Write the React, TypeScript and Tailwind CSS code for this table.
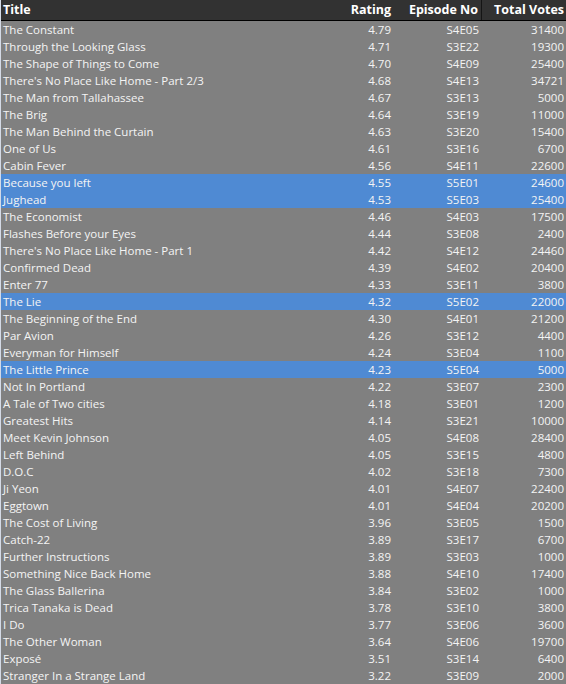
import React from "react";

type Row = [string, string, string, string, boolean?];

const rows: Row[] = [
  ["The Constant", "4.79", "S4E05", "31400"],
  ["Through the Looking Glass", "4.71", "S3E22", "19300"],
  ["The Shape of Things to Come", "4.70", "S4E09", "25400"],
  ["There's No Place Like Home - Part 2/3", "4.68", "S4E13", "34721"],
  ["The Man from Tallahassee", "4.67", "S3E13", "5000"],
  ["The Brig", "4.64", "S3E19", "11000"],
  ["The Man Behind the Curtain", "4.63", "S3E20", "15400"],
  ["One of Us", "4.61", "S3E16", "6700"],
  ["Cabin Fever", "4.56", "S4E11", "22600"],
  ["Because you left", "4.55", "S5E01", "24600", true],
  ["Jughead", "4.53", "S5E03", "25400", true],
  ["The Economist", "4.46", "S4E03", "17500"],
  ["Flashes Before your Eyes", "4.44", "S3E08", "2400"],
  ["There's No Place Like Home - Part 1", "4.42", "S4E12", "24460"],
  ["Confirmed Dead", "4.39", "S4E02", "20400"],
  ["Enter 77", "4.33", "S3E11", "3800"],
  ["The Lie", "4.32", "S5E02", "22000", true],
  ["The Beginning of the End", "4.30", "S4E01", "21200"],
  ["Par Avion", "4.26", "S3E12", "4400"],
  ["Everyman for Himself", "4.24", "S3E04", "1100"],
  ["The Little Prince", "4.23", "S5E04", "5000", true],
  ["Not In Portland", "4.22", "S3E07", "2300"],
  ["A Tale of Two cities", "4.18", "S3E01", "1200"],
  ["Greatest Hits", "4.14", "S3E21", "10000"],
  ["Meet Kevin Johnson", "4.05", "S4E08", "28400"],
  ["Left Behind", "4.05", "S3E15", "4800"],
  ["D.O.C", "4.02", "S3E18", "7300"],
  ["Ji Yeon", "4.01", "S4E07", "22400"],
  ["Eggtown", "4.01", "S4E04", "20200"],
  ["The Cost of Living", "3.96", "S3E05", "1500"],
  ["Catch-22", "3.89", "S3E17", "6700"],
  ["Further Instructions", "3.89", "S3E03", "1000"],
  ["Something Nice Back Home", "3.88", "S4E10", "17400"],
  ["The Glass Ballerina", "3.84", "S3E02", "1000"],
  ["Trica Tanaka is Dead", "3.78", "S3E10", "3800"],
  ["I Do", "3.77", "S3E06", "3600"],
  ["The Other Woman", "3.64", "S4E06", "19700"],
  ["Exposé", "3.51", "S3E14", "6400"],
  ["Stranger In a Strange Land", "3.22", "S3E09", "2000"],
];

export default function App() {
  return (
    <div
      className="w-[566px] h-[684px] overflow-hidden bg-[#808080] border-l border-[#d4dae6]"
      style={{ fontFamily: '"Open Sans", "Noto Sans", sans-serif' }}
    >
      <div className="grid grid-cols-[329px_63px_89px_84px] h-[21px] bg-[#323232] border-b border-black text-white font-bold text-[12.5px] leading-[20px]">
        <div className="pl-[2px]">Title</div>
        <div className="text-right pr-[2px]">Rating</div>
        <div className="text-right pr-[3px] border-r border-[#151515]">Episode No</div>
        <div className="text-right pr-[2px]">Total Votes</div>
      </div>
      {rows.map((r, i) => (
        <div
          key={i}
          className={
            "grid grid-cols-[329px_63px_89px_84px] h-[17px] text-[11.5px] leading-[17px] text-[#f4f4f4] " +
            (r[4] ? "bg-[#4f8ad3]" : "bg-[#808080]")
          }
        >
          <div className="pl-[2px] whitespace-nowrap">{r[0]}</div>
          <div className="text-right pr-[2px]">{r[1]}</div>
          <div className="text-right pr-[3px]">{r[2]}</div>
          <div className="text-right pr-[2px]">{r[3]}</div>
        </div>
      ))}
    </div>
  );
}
———
[GIVEN TASK] Starting at the top of the listing above, please restate word for word each line up to and including the one that holds "type Row = [string, string, string, string, boolean?];", omitting every image.

[RESULT OF THE TASK]
Write the React, TypeScript and Tailwind CSS code for this table.
import React from "react";

type Row = [string, string, string, string, boolean?];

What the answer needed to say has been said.